╭──

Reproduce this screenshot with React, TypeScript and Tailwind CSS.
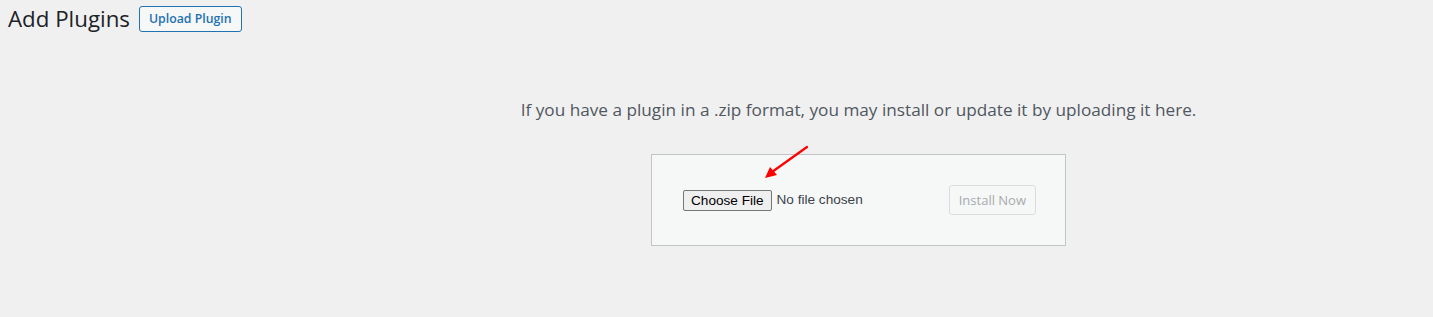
import React from "react";

export default function App() {
  return (
    <div className="w-[1433px] h-[317px] bg-[#f0f0f1] overflow-hidden relative" style={{ fontFamily: '"Open Sans", "Noto Sans", sans-serif' }}>
      <div className="flex items-center pl-[8px] pt-[6px] gap-[9px]">
        <h1 className="text-[22.3px] leading-[26px] text-[#1d2327] font-normal">Add Plugins</h1>
        <button className="h-[26px] px-[9px] border border-[#2271b1] rounded-[3px] bg-[#f6f7f7] text-[#2271b1] text-[12.3px] leading-[24px] font-semibold">Upload Plugin</button>
      </div>
      <div className="pl-[284px] flex flex-col items-center">
        <p className="mt-[66px] text-[17.2px] leading-[24px] text-[#50575e]">If you have a plugin in a .zip format, you may install or update it by uploading it here.</p>
        <div className="mt-[32px] w-[415px] h-[92px] border border-[#c3c4c7] bg-[#f6f7f7] flex items-center pl-[31px] pr-[29px]" style={{ fontFamily: '"Liberation Sans", Arial, sans-serif' }}>
          <div className="flex items-center gap-[5px] text-[13.6px]">
            <span className="h-[21px] px-[7px] border border-[#767676] rounded-[2px] bg-[#efefef] text-black leading-[19px]">Choose File</span>
            <span className="text-[#3c434a]">No file chosen</span>
          </div>
          <button className="ml-auto h-[30px] px-[9px] border border-[#dcdcde] rounded-[3px] bg-[#f6f7f7] text-[#a7aaad] text-[13px] leading-[28px]" style={{ fontFamily: '"Open Sans", sans-serif' }}>Install Now</button>
        </div>
      </div>
      <svg className="absolute left-0 top-0" width="1433" height="317" viewBox="0 0 1433 317">
        <line x1="807" y1="147" x2="772" y2="172" stroke="#ff0000" strokeWidth="2.2" strokeLinecap="round" />
        <polygon points="765,178 770,167 777,175" fill="#ff0000" />
      </svg>
    </div>
  );
}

╰──

Restate, line by line and word for word, everything from the top of the material through the line that contains "import React from". Leave pictures out.

REPLY
Reproduce this screenshot with React, TypeScript and Tailwind CSS.
import React from "react";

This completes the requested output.